Microsoft is integrating some of the hardware, software, and lessons learned from Kinect into the HoloLens, expanding them with Simultaneous Localization and Mapping, or SLaM, where the surrounding area is mapped in 3D and the information is used to make graphical overlays onto or within a live video feed.
Software that provides similar analysis of people’s poses and location within a scene for dual camera smartphones would provide a virtual window onto the real world. Using hand gesture recognition, users could naturally interact with a mixed reality world, with the phone’s accelerometer and GPS data detecting and driving changes to how that world is presented and updated.
There has been speculation that Apple intends to use this in Apple Maps for augmenting real world objects with digital information. Other uses will come as third party manufacturers and app designers link their physical products to social media, shopping, and payment opportunities available through a smartphone.
Apple has not arrived here by accident. In addition to acquiring Linx, Apple also purchased augmented reality pioneer Metaio in 2015, suggesting a game plan to develop a mixed reality platform. Metaio was working not just on augmented reality software but also on a mobile hardware chipset that would run AR much faster.
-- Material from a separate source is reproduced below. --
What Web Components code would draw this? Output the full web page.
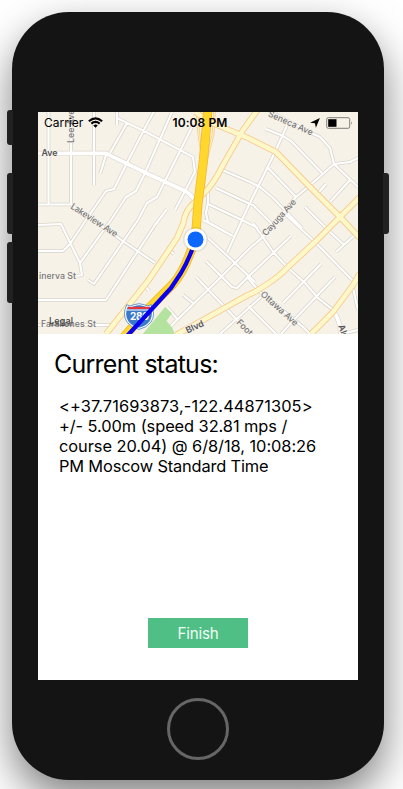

Most tellingly, Apple acquired PrimeSense in 2013. PrimeSense is the Israeli firm that licensed their 3D-sensing technology to Microsoft so it could develop the Kinect. Adding Apple’s focus on social networking into the mix, augmented reality offers the opportunity to build a messaging system with telepresence—holographic or AR representations of distant conversation partners—or a Facetime videoconferencing service with digitized backgrounds and characters. Soon, it might not just be Pokemon that we’re chasing on our phones.